7/20/2015 - 7/21/2015 - To Egypt

After breakfast, we all finished our packing and hung out until check out at 11, then rolled our luggage downstairs to store behind the front desk until our cabs brought us to the airport. Maria, Erik and Miles were leaving at 1, and Leah, Nelia and I at 3. We decided to go back to the waterfront to shop and eat lunch together, but none of us was very hungry when we got there, so we just shopped a bit in a large Africa store Erik had found this morning. Around 12:15, Erik, Miles and Maria got hot dogs at a stand, and we said goodbye before they walked back to the hotel to get their cab at 1. They were all headed home. Leah, Nelia and I had lunch together overlooking the water. We were all traveling a bit more - Leah to England, and Nelia and I to Cairo for about three days!


 

We walked back together at 2:30, went to the airport, and shopped at duty free before hanging out until Nelia and my flight was ready to go. We said goodbye to Leah, and got on our 12 hour flight to Dubai. We had a 3 hour layover in Dubai, followed by a 3 hour flight to Cairo.

 

Rami, our guide, picked us up inside the airport and showed us where to wait on the line to get our passports checked. However, he quickly decided he might be able to do this faster himself, asked for our passports, and came back quickly, and had cleared us to skip the whole line, be approved, and leave to collect our bags. We were really impressed and felt a lot safer already. Rami spoke Spanish better than English (Nelia had written she was from Peru instead of the US), and so he spoke Spanish to her most of the car ride and she translated the bits of information he was giving us about the sights we were passing. He promised our guide tomorrow would speak in English. We arrived at the hotel, checked in, then sat down with Rami to review our itinerary - it would be a busy few days. We quickly noticed that people smoked in the hotel. There were ashtrays in the lobby and in front of every elevator on every floor. It was a problem we had not anticipated. We asked about our room, if it was nonsmoking, Rami said yes, and did we want a smoking room? We explained that we desperately did not, and were relieved, but we found that in order to get to our room, we had to pass by quite a few smoking rooms and cough until we made it. We mainly rested for the rest of the evening. We would have an 8 AM pick up tomorrow morning, and it would be a long, busy day.

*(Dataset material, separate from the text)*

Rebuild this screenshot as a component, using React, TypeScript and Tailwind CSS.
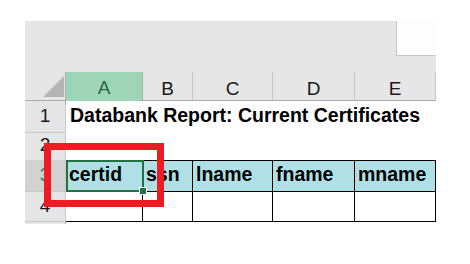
const cols = "grid grid-cols-[41px_77px_50px_80px_82px_81px]";

const Corner = () => (
  <div className="relative border-r border-[#ababab]">
    <svg width="22" height="22" viewBox="0 0 22 22" className="absolute left-[18px] top-[4px]">
      <polygon points="21,0 21,21 0,21" fill="#b4b4b4" />
    </svg>
  </div>
);

const RowHead = ({ n, on }: { n: string; on?: boolean }) => (
  <div
    className={`flex items-center justify-center border-r border-b border-[#c8c8c8] text-[19px] ${
      on ? "bg-[#d2d2d2] text-[#3d7a5a]" : "text-[#1a1a1a]"
    }`}
  >
    {n}
  </div>
);

export default function App() {
  const heads = ["A", "B", "C", "D", "E"];
  const fields = ["certid", "ssn", "lname", "fname", "mname"];
  return (
    <div className="w-[470px] h-[264px] bg-white pt-[21px] pl-[25px] overflow-hidden" style={{ fontFamily: '"Liberation Sans", Arial, sans-serif' }}>
      <div className="relative w-[411px] bg-[#e6e6e6]">
        <div className="h-[51px] flex justify-end">
          <div className="w-[40px] h-[35px] bg-[#fdfdfd] border-l border-b border-[#c6c6c6]" />
        </div>

        <div className={`${cols} h-[29px] border-b border-[#ababab]`}>
          <Corner />
          {heads.map((h, i) => (
            <div
              key={h}
              className={`flex items-center justify-center text-[19px] pt-[2px] ${
                i === 0
                  ? "bg-[#9fd5b7] text-[#1e6b43] border-b-2 border-[#217346] border-r border-r-[#ababab]"
                  : "text-[#1a1a1a] border-r border-[#c6c6c6]"
              }`}
            >
              {h}
            </div>
          ))}
        </div>

        <div className={`${cols} h-[30px]`}>
          <RowHead n="1" />
          <div className="col-span-5 bg-white border-b border-[#d9d9d9] flex items-end pl-[4px] pb-[2px] font-bold text-[19.5px] text-black whitespace-nowrap">
            Databank Report: Current Certificates
          </div>
        </div>

        <div className={`${cols} h-[29px]`}>
          <RowHead n="2" />
          <div className="col-span-5 bg-white" />
        </div>

        <div className={`${cols} h-[32px]`}>
          <RowHead n="3" on />
          {fields.map((f) => (
            <div
              key={f}
              className="bg-[#b0e0e6] border-t border-b border-r border-black flex items-end pl-[3px] pb-[2px] font-bold text-[19.5px] text-black whitespace-nowrap overflow-hidden"
            >
              {f}
            </div>
          ))}
        </div>

        <div className={`${cols} h-[30px]`}>
          <RowHead n="4" />
          {fields.map((f) => (
            <div key={f} className="bg-white border-b border-r border-black" />
          ))}
        </div>

        <div className={`${cols} h-[2px]`}>
          <div className="border-r border-[#ababab]" />
          <div className="col-span-5 bg-white" />
        </div>

        <div className="absolute left-[41px] top-[139px] w-[78px] h-[32px] border-2 border-[#217346]" />
        <div className="absolute left-[114px] top-[166px] w-[8px] h-[8px] bg-[#217346] border border-white" />
        <div className="absolute left-[19px] top-[122px] w-[120px] h-[64px] border-[7px] border-[#ed1c24]" />
      </div>
    </div>
  );
}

7/19/2015 - Penguins, sharks and chum - a true team building experience.

We had a quick breakfast at the hotel in the morning, as we were being picked up at 10 AM. We had asked to be picked up early so we could go see the penguins! The beach in Simon's Town has a large colony of penguins living on it where you can go and see them up close in their natural habitat. It was just 60 Rand (about $6) to get admittance, and we spent time and got plenty of pictures and videos. We even saw another chameleon, for the second time this trip, and baby penguins nestled under a parent or two

 
  

We went back to the pier, and had a quick minute to eat something. We got some fish and chips (available just there), and ate hurriedly - myself, Erik and Miles. Leah, Maria and Nelia chose not to eat just before getting on a boat. I was worried, too, but was also hungry.


  

We boarded, and were introduced to Lana, Brandon, and the skipper/captain, whose name I don't remember. They explained that there were no guarantees, that they can't control nature, etc., and we took off for the 25 minute boat ride to seal island. There were already boats there when we arrived, and the crew picked a spot to anchor and ready the cage. They showed us Sam, the board cut to look like a seal carcass outline, and explained they would be using 'chum' - a mixture of tuna and other fishy bits and pieces, to help attract sharks via smell. It smelled a lot like fishy poop. Besides chum and the decoy, they also had a large tuna head on a rope. 

   
 

Everyone suited up, which included a very-well-covering neoprene suit, plus a weight belt, and really good goggles. The suits were still wet from the morning excursion, and hard to pull on as they were long and tight. The first group consisted on Leah, Erik, Miles and one other guy. The sharks showed up immediately, and got very close. It was frightening and exciting all at once. Meanwhile, the boat rocking and the tight suit were not helping the fish settle well in my stomach. I was scared, but when the first group got out, I was determined to go in as I'd been waiting more than 6 months to do this. Two teenagers, a brother and sister from Chicago, got in first, then myself. The suits kept us warm in the cold winter water, enough where we only knew it was cold if we put our hands in. I was breathing heavy at first, but Nelia suggested Erik and Miles come in with me as well. They helped me calm down and I got my bearings with the goggles fogging, and getting my underwater camera ready. Soon, there were sharks again and we got great views and great pictures, including watching a shark grab Sam right in front of us and thrash the board around in frustration. When the crew up top on the second deck saw sharks approach, they would tell the cage to get ready, then scream, 'DOWN! DOWN!' when they should be in view. They also gave directions on which way to look - ie to the right, left, beneath us, etc.

  
  

Maria had decided she didn't want to do it, and instead watched from up above - she said the view was great up there, and got some excellent videos, too. Nelia had not wanted to do it from the beginning, but decided she wanted to as long as she could be put in the cage between Erik and Miles. She did it, but did not go underwater.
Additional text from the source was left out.